Flag of English county

Coat of arms granted to the Cheshire County Council in 1976

The flag of the county of Cheshire in North West England is three golden sheaves of wheat and a golden blade on a blue background. It was registered by the Flag Institute on 10 April 2013, the design being a banner of arms of the former Cheshire County Council, granted on 3 May 1938.

== Design ==
The design is in a 3:5 ratio, and features three golden sheaves of wheat arranged around an upward-pointing sword, all in gold on a field of blue.

=== Colours ===
The colours on the flag of Cheshire are:

| Scheme | Blue | Gold | Brown |
|---|---|---|---|
| Pantone (Paper) | 286 C | 109 C | 112 C |
| Web colours | #0033A0 | #FFD100 | #9C8412 |
| RGB | 0, 51, 160 | 255, 209, 0 | 156, 132, 18 |
| CMYK | 100%, 68%, 0%, 37% | 0%, 18%, 100%, 0% | 0%, 15%, 88%, 39% |

==History==
The oldest ancestor of what would become the modern flag of Cheshire is the arms of Hugh of Cyfeiliog, 5th Earl of Chester in the late 12th century, depicting 6 golden sheaves of wheat.
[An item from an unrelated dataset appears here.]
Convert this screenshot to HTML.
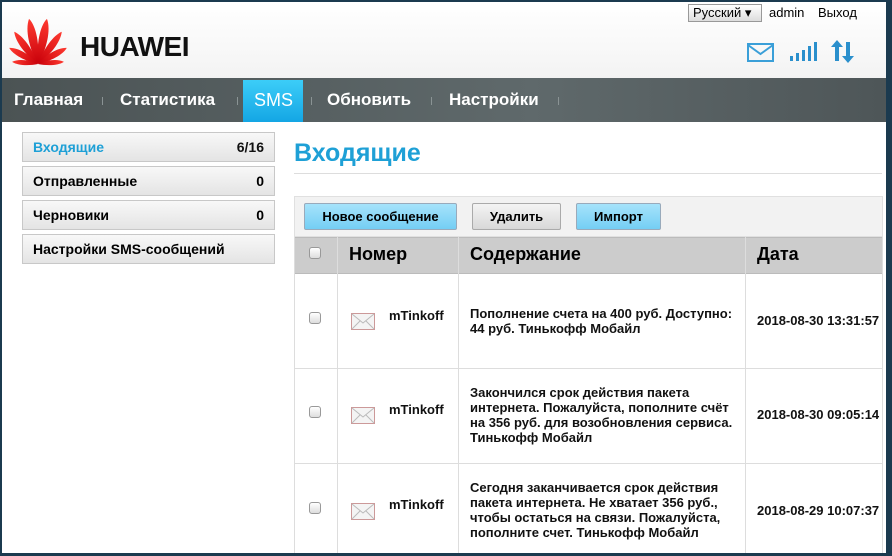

His son, Ranulf de Blondeville, 6th Earl of Chester, reduced this number to three. This design, with a dagger added to it, has been used in the coat of arms of Chester since at least 1560. The origin of the dagger in question is purportedly that the Earl held the lands of the County Palatinate "as freely by his sword as the King of England held by his crown".

A different coat of arms was granted to Cheshire in 1580 by Queen Elizabeth I, which depicted the de Blondeville sheaves of wheat on a blue field split in twain, with the other half occupied by three golden lions passant on a red field, the Coat of arms of England. Despite this, the assay office of Chester continued to use the de Blondeville coat of arms for several centuries. In 1938, the county council were granted arms much closer to the original coat of arms, with lions supporting the de Blondeville shield, including the dagger.
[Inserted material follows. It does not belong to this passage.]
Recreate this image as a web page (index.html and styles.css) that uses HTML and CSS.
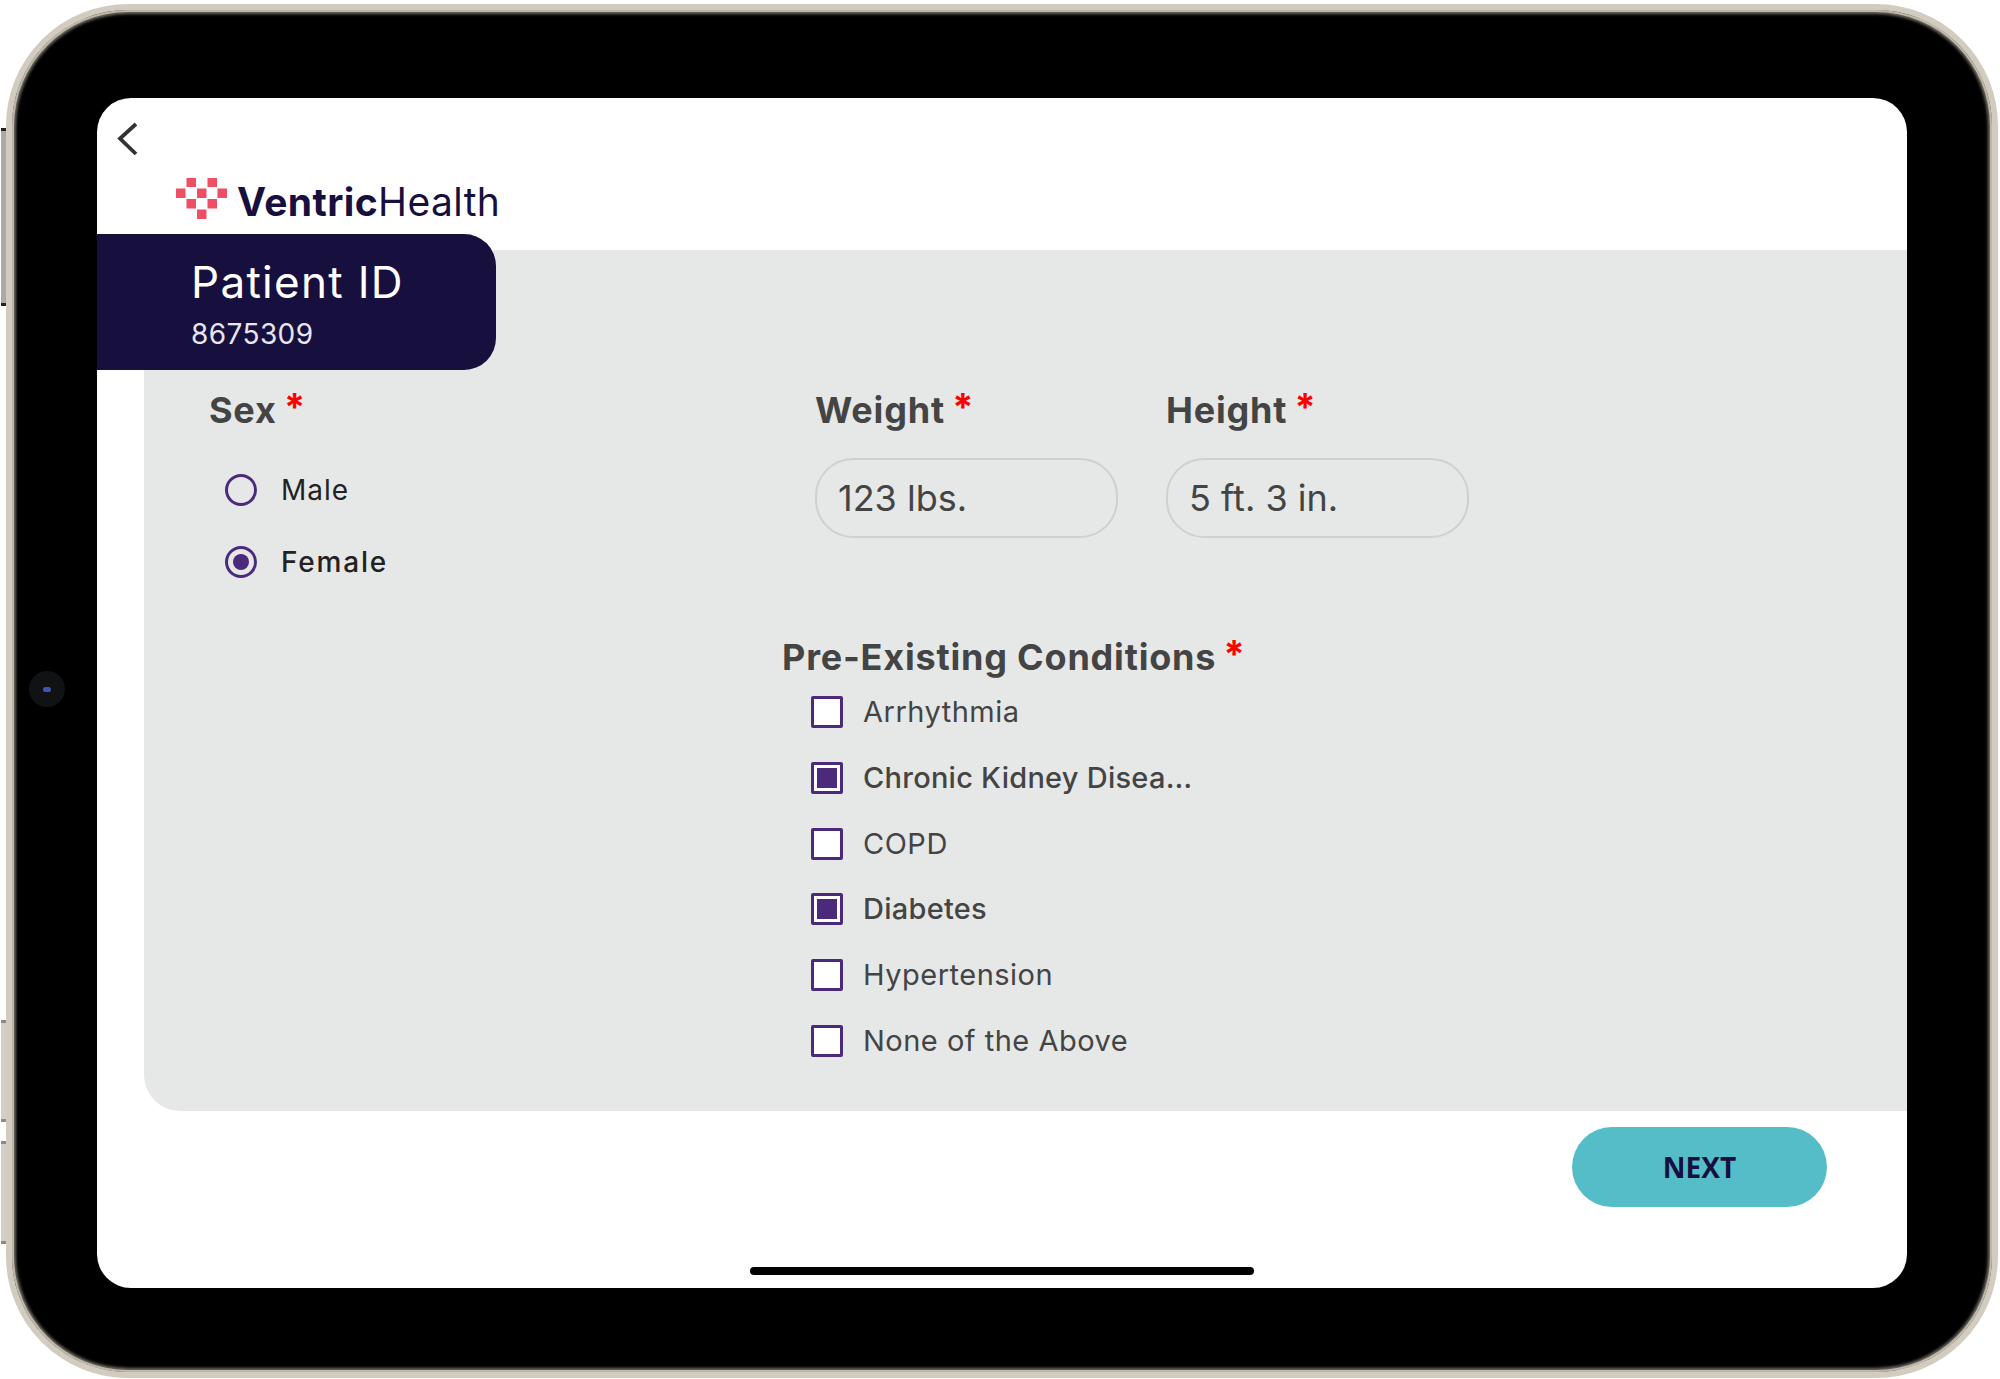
FILE: index.html
```html
<!DOCTYPE html>
<html>
<head>
    <link rel="stylesheet" href="styles.css">
</head>
<body>
    <div class="device">
        <span class="side-btn btn-top"></span>
        <span class="side-btn btn-vol1"></span>
        <span class="side-btn btn-vol2"></span>
        <span class="camera"><span class="lens"></span></span>

        <div class="screen">
            <div class="top">
                <svg class="back" width="24" height="36" viewBox="0 0 24 36">
                    <path d="M20 3 L4 17.5 L20 33" fill="none" stroke="#333" stroke-width="3.8"/>
                </svg>
                <div class="logo">
                    <svg class="heart" width="54" height="44" viewBox="0 0 54 44">
                        <g fill="#ee4f64">
                            <rect x="10.5" y="0" width="9.5" height="9"/>
                            <rect x="31.5" y="0" width="9.5" height="9"/>
                            <rect x="0" y="10.5" width="9.5" height="9.5"/>
                            <rect x="21" y="10.5" width="9.5" height="9.5"/>
                            <rect x="41.5" y="10.5" width="9.5" height="9.5"/>
                            <rect x="10.5" y="21" width="9.5" height="9.5"/>
                            <rect x="31.5" y="21" width="9.5" height="9.5"/>
                            <rect x="21" y="31.5" width="9.5" height="9.5"/>
                        </g>
                    </svg>
                    <span class="brand"><b>Ventric</b>Health</span>
                </div>
            </div>

            <div class="patient-tab">
                <div class="patient-title">Patient ID</div>
                <div class="patient-num">8675309</div>
            </div>

            <div class="panel">
                <div class="sex-col">
                    <div class="label">Sex <span class="req">*</span></div>
                    <div class="radio-list">
                        <div class="radio-row"><span class="radio"></span><span>Male</span></div>
                        <div class="radio-row"><span class="radio on"></span><span class="bold">Female</span></div>
                    </div>
                </div>
                <div class="right-col">
                    <div class="measures">
                        <div class="field">
                            <div class="label">Weight <span class="req">*</span></div>
                            <div class="input">123 lbs.</div>
                        </div>
                        <div class="field">
                            <div class="label">Height <span class="req">*</span></div>
                            <div class="input">5 ft. 3 in.</div>
                        </div>
                    </div>
                    <div class="label cond-label">Pre-Existing Conditions <span class="req">*</span></div>
                    <div class="check-list">
                        <div class="check-row"><span class="check"></span><span>Arrhythmia</span></div>
                        <div class="check-row"><span class="check on"></span><span class="bold">Chronic Kidney Disea…</span></div>
                        <div class="check-row"><span class="check"></span><span>COPD</span></div>
                        <div class="check-row"><span class="check on"></span><span class="bold">Diabetes</span></div>
                        <div class="check-row"><span class="check"></span><span>Hypertension</span></div>
                        <div class="check-row"><span class="check"></span><span>None of the Above</span></div>
                    </div>
                </div>
            </div>

            <div class="bottom">
                <button class="next">NEXT</button>
            </div>
            <div class="home-bar"></div>
        </div>
    </div>
</body>
</html>
```

FILE: styles.css
```css
html, body {
    margin: 0;
    background: #fff;
}
body {
    width: 2000px;
    height: 1379px;
    overflow: hidden;
    font-family: "Inter", "Liberation Sans", sans-serif;
}
.device {
    position: relative;
    box-sizing: border-box;
    width: 1992px;
    height: 1374px;
    margin: 4px 0 0 6px;
    background: #000;
    border: 6px solid #d2ccc0;
    border-radius: 122px;
    box-shadow: inset 0 0 0 2px #bdb7aa, inset 0 0 3px 4px #6f6b63;
    padding: 88px 85px 78px 85px;
}
.side-btn {
    position: absolute;
    left: -11px;
    box-sizing: border-box;
    width: 5px;
    background: #d4cfc5;
    border-top: 3px solid #8d8a84;
    border-bottom: 3px solid #8d8a84;
}
.btn-top {
    top: 118px;
    height: 178px;
    background: #aaa9a6;
    border-color: #222;
}
.btn-vol1 {
    top: 1010px;
    height: 102px;
}
.btn-vol2 {
    top: 1131px;
    height: 103px;
}
.camera {
    position: absolute;
    left: 17px;
    top: 661px;
    width: 36px;
    height: 36px;
    border-radius: 50%;
    background: #101214;
    display: flex;
    align-items: center;
    justify-content: center;
}
.lens {
    width: 8px;
    height: 5px;
    border-radius: 3px;
    background: #3f56b8;
}
.screen {
    position: relative;
    height: 1190px;
    background: #fff;
    border-radius: 34px;
    overflow: hidden;
}
.top {
    height: 152px;
    position: relative;
}
.back {
    display: block;
    padding: 23px 0 0 19px;
}
.logo {
    display: flex;
    align-items: flex-end;
    gap: 7px;
    margin: 21px 0 0 79px;
}
.brand {
    font-size: 39px;
    line-height: 44px;
    color: #17103f;
    letter-spacing: 0.4px;
    margin-bottom: -2px;
}
.brand b {
    font-weight: 700;
}
.patient-tab {
    position: absolute;
    left: 0;
    top: 136px;
    box-sizing: border-box;
    width: 399px;
    height: 136px;
    background: #17103f;
    border-radius: 0 32px 32px 0;
    padding: 22px 0 0 94px;
    color: #fff;
}
.patient-title {
    font-size: 44px;
    line-height: 52px;
    letter-spacing: 1.3px;
}
.patient-num {
    font-size: 28px;
    line-height: 34px;
    margin-top: 9px;
    letter-spacing: 0.4px;
    color: #e6e6ee;
}
.panel {
    display: flex;
    box-sizing: border-box;
    height: 861px;
    margin-left: 47px;
    background: #e6e8e7;
    border-bottom-left-radius: 36px;
    padding: 138px 0 0 65px;
}
.sex-col {
    width: 573px;
}
.label {
    font-size: 36px;
    line-height: 44px;
    font-weight: 700;
    letter-spacing: 0.8px;
    color: #444;
}
.req {
    color: #f00;
    font-size: 38px;
    line-height: 20px;
    vertical-align: 2px;
    margin-left: -2px;
}
.radio-list {
    display: flex;
    flex-direction: column;
    gap: 40px;
    margin: 42px 0 0 16px;
}
.radio-row {
    display: flex;
    align-items: center;
    gap: 24px;
    font-size: 28px;
    line-height: 32px;
    letter-spacing: 1px;
    color: #222;
}
.radio-row .bold {
    letter-spacing: 1.8px;
}
.bold {
    font-weight: 500;
}
.radio {
    box-sizing: border-box;
    width: 32px;
    height: 32px;
    border: 3px solid #4b2a7b;
    border-radius: 50%;
}
.radio.on {
    padding: 5px;
    background: #4b2a7b content-box;
}
.measures {
    display: flex;
    gap: 48px;
    margin-left: 33px;
}
.field {
    width: 303px;
}
.input {
    box-sizing: border-box;
    height: 80px;
    margin-top: 26px;
    padding: 0 21px;
    border: 2px solid #cfd0d0;
    border-radius: 38px;
    font-size: 36px;
    line-height: 76px;
    color: #444;
}
.cond-label {
    margin-top: 97px;
}
.check-list {
    display: flex;
    flex-direction: column;
    gap: 33.8px;
    margin: 17px 0 0 29px;
}
.check-row {
    display: flex;
    align-items: center;
    gap: 20px;
    font-size: 29px;
    line-height: 32px;
    letter-spacing: 0.5px;
    color: #444;
}
.check-row .bold {
    letter-spacing: 0.25px;
}
.check {
    box-sizing: border-box;
    width: 32px;
    height: 32px;
    background: #fff;
    border: 3px solid #4b2a7b;
    border-radius: 2px;
}
.check.on {
    padding: 3px;
    background: linear-gradient(#4b2a7b, #4b2a7b) content-box, #fff;
}
.bottom {
    display: flex;
    justify-content: flex-end;
    padding: 16px 80px 0 0;
}
.next {
    width: 255px;
    height: 80px;
    border: none;
    border-radius: 40px;
    background: #54bdc8;
    color: #17103f;
    font-family: "Open Sans", sans-serif;
    font-weight: 700;
    font-size: 28px;
    cursor: pointer;
}
.home-bar {
    position: absolute;
    left: 653px;
    bottom: 13px;
    width: 504px;
    height: 8px;
    border-radius: 4px;
    background: #000;
}
```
Throughout the twentieth century, the three sheaves of wheat and dagger design continued to be used as the insignia for various Cheshire-related organisations, such as emergency services, sports clubs, etc. Though the Cheshire County Council disbanded in 2009, the flag continued to be commercially available as a technically unofficial flag of Cheshire, and many Cheshire-based organisations, including the local sports clubs, History association and Civic societies all lobbied for its registration, which was made official with the Flag Institute in 2013.

==Use==
The flag has been flown alongside the Union Flag above the Department for Communities and Local Government. Stockport County have had a Cheshire Flag Day to commemorate Stockport's roots in the historic county of Chester.

The wheat sheaves and blue background are incorporated into the logo for Cheshire West and Chester Council and the wheat sheaves are incorporated into the logo for Cheshire East Council. Additionally, the logo of Stockport County F.C. features the three golden sheaves of wheat and golden blade on a blue background as its escutcheon.

The coat of arms can be seen on the Eastgate Bridge in Chester.